[begin INFORMATION SUPPLIED]
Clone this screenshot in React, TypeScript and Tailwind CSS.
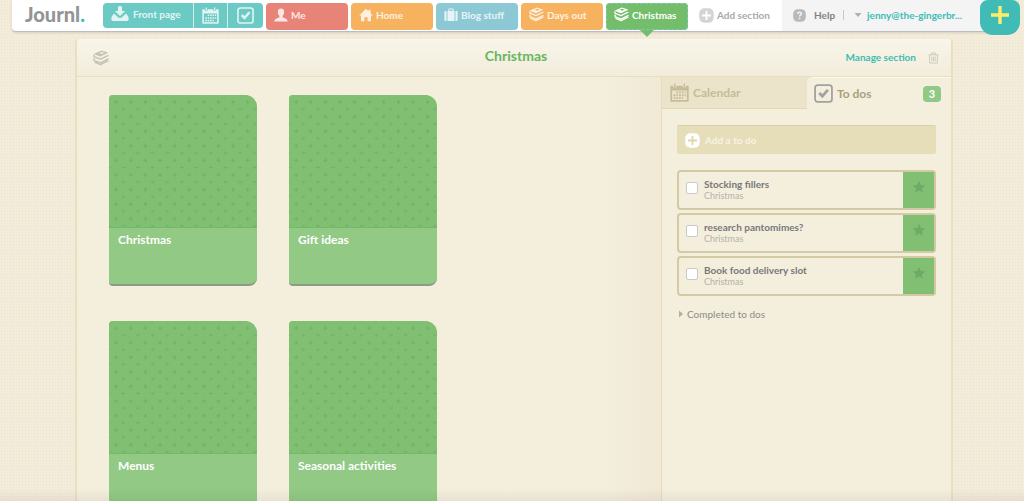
[end INFORMATION SUPPLIED]
[begin INFORMATION SUPPLIED]
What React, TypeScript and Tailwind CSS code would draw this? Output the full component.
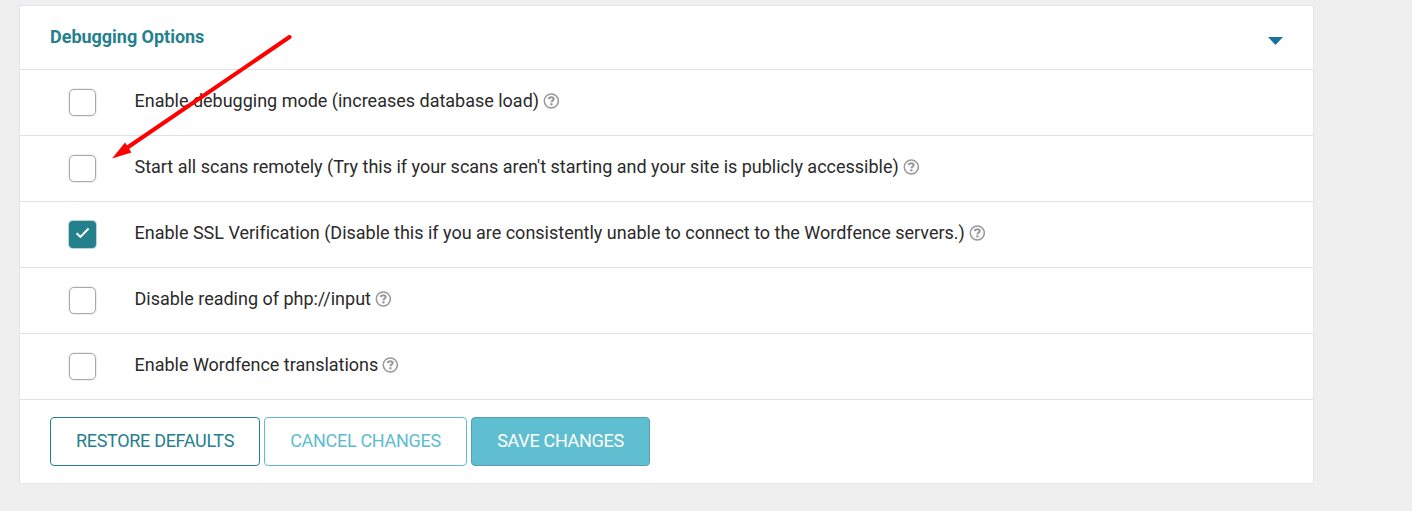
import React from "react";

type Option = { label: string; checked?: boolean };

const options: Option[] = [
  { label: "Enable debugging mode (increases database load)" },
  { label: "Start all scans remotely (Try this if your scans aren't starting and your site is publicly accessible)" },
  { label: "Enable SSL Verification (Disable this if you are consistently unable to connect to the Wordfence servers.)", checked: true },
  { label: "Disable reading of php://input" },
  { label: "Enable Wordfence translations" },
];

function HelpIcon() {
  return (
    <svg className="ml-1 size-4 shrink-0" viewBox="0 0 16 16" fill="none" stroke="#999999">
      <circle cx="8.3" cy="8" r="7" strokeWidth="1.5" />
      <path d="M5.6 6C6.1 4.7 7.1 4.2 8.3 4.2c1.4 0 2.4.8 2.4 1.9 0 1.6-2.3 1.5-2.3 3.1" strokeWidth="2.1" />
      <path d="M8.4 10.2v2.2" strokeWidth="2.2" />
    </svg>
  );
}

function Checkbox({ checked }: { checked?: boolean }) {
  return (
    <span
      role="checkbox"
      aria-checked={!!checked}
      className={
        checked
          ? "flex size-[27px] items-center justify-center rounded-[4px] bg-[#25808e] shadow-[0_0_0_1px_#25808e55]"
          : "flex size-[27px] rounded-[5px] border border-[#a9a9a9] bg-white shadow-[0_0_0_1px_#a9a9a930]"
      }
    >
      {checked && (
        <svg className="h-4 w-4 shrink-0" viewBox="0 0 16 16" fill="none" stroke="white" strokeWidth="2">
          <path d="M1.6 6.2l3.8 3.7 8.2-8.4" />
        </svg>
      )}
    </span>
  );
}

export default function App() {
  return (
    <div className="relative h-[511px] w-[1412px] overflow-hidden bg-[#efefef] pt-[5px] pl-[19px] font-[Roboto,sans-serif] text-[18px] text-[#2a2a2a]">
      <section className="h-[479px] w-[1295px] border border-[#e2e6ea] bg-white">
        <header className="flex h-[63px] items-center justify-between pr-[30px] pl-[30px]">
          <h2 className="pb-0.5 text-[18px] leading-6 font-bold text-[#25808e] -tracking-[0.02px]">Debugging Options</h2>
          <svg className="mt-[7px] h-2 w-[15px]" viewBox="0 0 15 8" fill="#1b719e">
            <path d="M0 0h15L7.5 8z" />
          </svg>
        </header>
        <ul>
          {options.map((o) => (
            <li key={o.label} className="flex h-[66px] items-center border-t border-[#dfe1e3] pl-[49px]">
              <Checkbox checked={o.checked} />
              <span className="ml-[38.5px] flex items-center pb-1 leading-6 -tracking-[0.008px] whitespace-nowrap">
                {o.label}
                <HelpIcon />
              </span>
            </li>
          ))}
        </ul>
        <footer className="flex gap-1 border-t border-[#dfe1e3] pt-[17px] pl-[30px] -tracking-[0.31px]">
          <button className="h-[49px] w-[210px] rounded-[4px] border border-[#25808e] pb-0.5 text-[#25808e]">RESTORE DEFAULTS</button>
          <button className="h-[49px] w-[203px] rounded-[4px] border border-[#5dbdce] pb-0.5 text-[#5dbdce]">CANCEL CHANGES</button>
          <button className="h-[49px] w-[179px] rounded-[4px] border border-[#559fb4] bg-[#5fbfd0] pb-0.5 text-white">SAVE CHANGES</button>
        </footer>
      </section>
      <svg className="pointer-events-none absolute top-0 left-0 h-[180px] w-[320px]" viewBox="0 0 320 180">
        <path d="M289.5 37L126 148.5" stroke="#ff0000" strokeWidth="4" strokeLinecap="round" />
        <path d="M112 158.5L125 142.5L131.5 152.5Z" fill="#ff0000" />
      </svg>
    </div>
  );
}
[end INFORMATION SUPPLIED]
- _SHORT PROBLEM_: Within the entries above, give again exactly the lines starting at the one that contains "What React, TypeScript" and ending at the one that contains "string; checked?: boolean", leaving out the pictures.

- _REPLY TO THE TASK_:
What React, TypeScript and Tailwind CSS code would draw this? Output the full component.
import React from "react";

type Option = { label: string; checked?: boolean };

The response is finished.